Go through the listing below and gather every line with the word "styles".

> **DATA EXCERPT**
○ ○ ○
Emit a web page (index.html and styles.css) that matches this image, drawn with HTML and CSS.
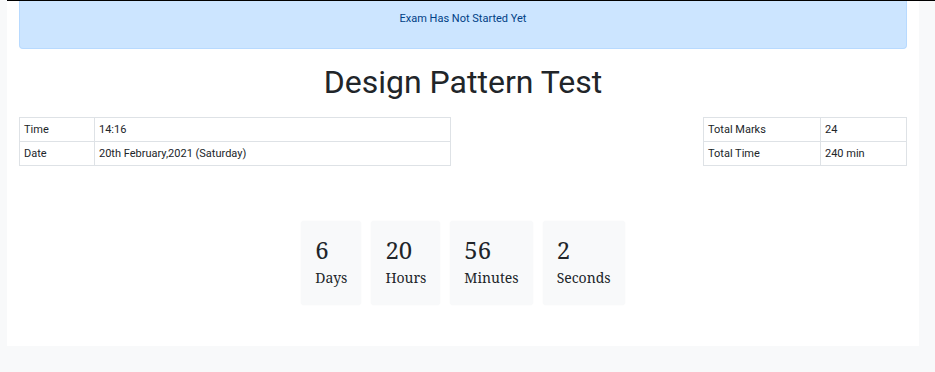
FILE: index.html
```html
<!DOCTYPE html>
<html>
<head>
<meta charset="utf-8">
<link rel="stylesheet" href="styles.css">
</head>
<body>
<div class="topline"></div>
<div class="panel">
  <div class="alert">Exam Has Not Started Yet</div>
  <h1 class="title">Design Pattern Test</h1>
  <div class="tables">
    <table class="info left">
      <tr><td class="k">Time</td><td>14:16</td></tr>
      <tr><td class="k">Date</td><td>20th February,2021 (Saturday)</td></tr>
    </table>
    <table class="info right">
      <tr><td class="k2">Total Marks</td><td>24</td></tr>
      <tr><td class="k2">Total Time</td><td>240 min</td></tr>
    </table>
  </div>
  <div class="timer">
    <div class="box"><div class="num">6</div><div class="lbl">Days</div></div>
    <div class="box"><div class="num">20</div><div class="lbl">Hours</div></div>
    <div class="box"><div class="num">56</div><div class="lbl">Minutes</div></div>
    <div class="box"><div class="num">2</div><div class="lbl">Seconds</div></div>
  </div>
</div>
</body>
</html>
```
FILE: styles.css
```css
html, body { margin: 0; padding: 0; }
body {
  background: #f8f9fa;
  font-family: Roboto, "Liberation Sans", sans-serif;
  color: #212529;
  width: 935px;
  height: 372px;
  overflow: hidden;
}
.topline {
  height: 1px;
  background: #000;
  margin-left: 7px;
}
.panel {
  background: #fff;
  margin-left: 7px;
  width: 888px;
  padding: 0 12px;
  height: 345px;
  box-sizing: content-box;
}
.alert {
  background: #cce5ff;
  border: 1px solid #b8daff;
  border-top: none;
  border-radius: 0 0 4px 4px;
  color: #004085;
  font-size: 11px;
  text-align: center;
  height: 48px;
  box-sizing: border-box;
  padding-top: 11px;
  line-height: 13px;
}
.title {
  margin: 0;
  font-weight: 400;
  font-size: 32px;
  line-height: 38px;
  text-align: center;
  padding-top: 14px;
  height: 68px;
  box-sizing: border-box;
}
.tables {
  display: flex;
  justify-content: space-between;
}
.info {
  border-collapse: collapse;
  font-size: 11px;
}
.info td {
  border: 1px solid #dee2e6;
  height: 24px;
  padding: 0 4px;
  box-sizing: border-box;
}
.left { width: 432px; }
.left .k { width: 75px; }
.right { width: 204px; }
.right .k2 { width: 117px; }
.timer {
  display: flex;
  justify-content: center;
  gap: 10px;
  margin-top: 55px;
}
.box {
  background: #f8f9fa;
  border-radius: 3px;
  box-shadow: 0 0 2px rgba(0,0,0,0.04);
  padding: 14px 14px 0;
  height: 84px;
  box-sizing: border-box;
  font-family: "Noto Serif", "DejaVu Serif", serif;
}
.num {
  font-size: 24px;
  line-height: 30px;
}
.lbl {
  font-size: 14px;
  line-height: 22px;
  margin-top: 2px;
}
```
○ ○ ○
> **FULL ANSWER**
Emit a web page (index.html and styles.css) that matches this image, drawn with HTML and CSS.
<link rel="stylesheet" href="styles.css">
FILE: styles.css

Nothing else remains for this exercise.